## Begin
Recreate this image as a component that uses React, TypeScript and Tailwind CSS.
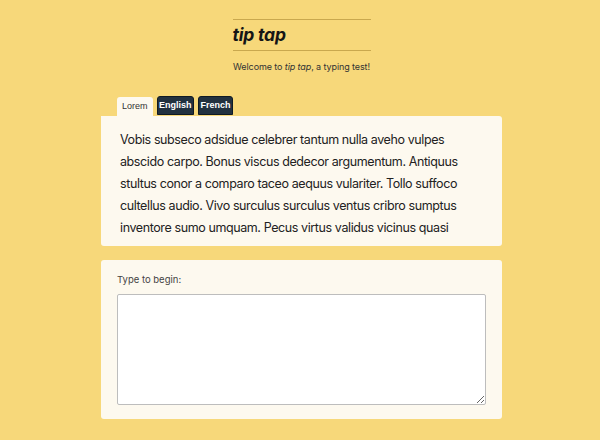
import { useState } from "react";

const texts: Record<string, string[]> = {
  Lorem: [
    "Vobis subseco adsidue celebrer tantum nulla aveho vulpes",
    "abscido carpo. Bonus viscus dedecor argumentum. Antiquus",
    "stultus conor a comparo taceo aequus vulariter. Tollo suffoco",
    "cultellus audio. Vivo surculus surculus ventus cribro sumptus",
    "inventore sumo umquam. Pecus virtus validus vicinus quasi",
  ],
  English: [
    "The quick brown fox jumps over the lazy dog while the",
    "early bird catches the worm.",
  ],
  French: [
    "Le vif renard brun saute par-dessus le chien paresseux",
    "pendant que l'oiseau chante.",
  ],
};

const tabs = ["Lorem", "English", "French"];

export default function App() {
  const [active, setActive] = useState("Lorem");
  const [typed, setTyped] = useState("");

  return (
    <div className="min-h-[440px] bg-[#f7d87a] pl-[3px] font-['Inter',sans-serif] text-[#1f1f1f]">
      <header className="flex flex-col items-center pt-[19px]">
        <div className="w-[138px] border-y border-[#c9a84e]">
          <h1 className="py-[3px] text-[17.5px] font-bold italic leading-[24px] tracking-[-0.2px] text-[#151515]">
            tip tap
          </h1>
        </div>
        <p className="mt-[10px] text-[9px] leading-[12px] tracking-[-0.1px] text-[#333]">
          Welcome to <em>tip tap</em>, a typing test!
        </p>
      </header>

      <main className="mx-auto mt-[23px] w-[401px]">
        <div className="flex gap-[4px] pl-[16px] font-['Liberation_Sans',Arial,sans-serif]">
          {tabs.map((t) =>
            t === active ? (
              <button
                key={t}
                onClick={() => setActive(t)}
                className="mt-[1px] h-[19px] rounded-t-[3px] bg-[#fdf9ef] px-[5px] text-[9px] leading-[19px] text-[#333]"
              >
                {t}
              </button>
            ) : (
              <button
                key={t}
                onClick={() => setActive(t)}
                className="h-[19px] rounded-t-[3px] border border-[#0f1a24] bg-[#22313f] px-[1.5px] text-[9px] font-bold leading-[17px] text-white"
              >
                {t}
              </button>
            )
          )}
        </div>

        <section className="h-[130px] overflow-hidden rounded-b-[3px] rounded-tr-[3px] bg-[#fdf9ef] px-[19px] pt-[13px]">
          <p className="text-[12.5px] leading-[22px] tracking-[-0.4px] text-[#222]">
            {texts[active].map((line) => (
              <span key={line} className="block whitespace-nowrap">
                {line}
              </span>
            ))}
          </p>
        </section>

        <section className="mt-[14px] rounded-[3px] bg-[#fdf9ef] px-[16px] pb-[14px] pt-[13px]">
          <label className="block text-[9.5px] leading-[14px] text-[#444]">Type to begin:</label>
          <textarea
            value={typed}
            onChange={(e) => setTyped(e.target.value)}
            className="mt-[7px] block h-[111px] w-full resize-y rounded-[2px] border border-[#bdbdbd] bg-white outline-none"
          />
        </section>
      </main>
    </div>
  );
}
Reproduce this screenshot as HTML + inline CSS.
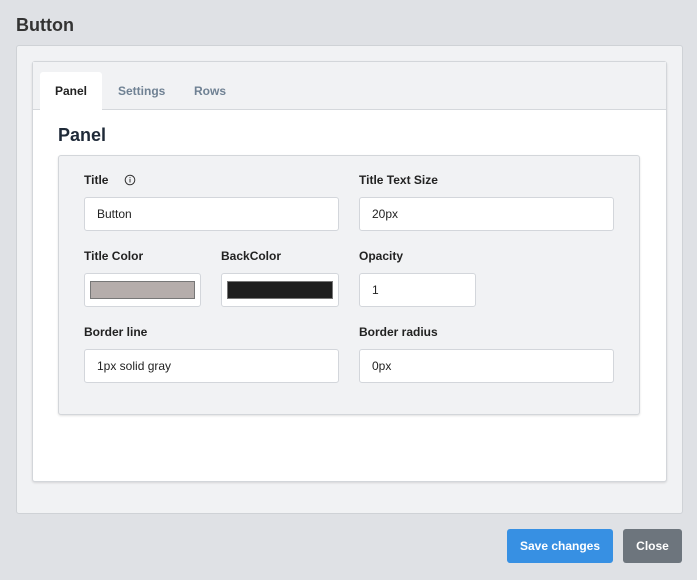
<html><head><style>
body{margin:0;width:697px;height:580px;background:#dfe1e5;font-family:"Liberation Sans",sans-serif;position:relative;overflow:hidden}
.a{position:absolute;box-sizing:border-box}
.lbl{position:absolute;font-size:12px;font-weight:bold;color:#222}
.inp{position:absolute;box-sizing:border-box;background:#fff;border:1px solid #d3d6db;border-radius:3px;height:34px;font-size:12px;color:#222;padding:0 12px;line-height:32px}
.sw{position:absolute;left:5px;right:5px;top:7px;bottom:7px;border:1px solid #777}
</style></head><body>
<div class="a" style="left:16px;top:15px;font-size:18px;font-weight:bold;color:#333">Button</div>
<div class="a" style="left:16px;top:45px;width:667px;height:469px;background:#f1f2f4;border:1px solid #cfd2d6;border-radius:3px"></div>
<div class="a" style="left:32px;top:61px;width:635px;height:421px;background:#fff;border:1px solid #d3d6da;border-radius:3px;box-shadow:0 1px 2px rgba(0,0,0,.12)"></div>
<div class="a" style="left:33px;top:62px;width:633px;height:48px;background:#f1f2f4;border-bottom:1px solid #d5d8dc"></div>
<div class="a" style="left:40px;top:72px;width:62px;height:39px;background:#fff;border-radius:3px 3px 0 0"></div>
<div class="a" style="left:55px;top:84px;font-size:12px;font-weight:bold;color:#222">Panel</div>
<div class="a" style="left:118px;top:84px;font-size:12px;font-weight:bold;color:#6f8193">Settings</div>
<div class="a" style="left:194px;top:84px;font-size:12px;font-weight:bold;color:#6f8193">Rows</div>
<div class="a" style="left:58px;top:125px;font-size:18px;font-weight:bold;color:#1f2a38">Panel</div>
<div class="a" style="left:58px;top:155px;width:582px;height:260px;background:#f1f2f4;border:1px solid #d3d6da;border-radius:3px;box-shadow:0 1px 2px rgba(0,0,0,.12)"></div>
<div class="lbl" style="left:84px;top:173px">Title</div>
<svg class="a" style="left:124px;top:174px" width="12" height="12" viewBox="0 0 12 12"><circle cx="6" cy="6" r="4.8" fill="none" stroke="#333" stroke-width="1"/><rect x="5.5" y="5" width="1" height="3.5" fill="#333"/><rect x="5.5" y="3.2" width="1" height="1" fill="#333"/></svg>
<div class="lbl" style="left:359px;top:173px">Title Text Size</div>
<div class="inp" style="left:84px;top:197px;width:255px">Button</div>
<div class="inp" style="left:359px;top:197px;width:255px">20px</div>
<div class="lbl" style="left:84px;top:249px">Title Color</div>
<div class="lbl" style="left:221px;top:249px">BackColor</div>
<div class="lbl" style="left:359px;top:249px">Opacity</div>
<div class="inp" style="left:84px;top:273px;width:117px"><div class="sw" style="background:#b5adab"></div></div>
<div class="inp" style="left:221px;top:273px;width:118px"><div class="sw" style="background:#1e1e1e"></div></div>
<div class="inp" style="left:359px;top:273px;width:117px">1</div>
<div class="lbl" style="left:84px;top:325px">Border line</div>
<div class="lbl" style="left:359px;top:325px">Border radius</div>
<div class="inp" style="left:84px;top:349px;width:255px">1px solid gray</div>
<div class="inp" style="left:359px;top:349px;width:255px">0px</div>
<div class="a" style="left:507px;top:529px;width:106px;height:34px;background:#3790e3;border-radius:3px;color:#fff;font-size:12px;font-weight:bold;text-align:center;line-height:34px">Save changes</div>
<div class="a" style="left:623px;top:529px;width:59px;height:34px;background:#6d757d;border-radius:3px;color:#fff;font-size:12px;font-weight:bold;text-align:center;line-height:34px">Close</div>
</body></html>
## End
*Problem:* Some lines of the data above may hold the word "this"; report how many do, and nothing else.

*Final answer:* 2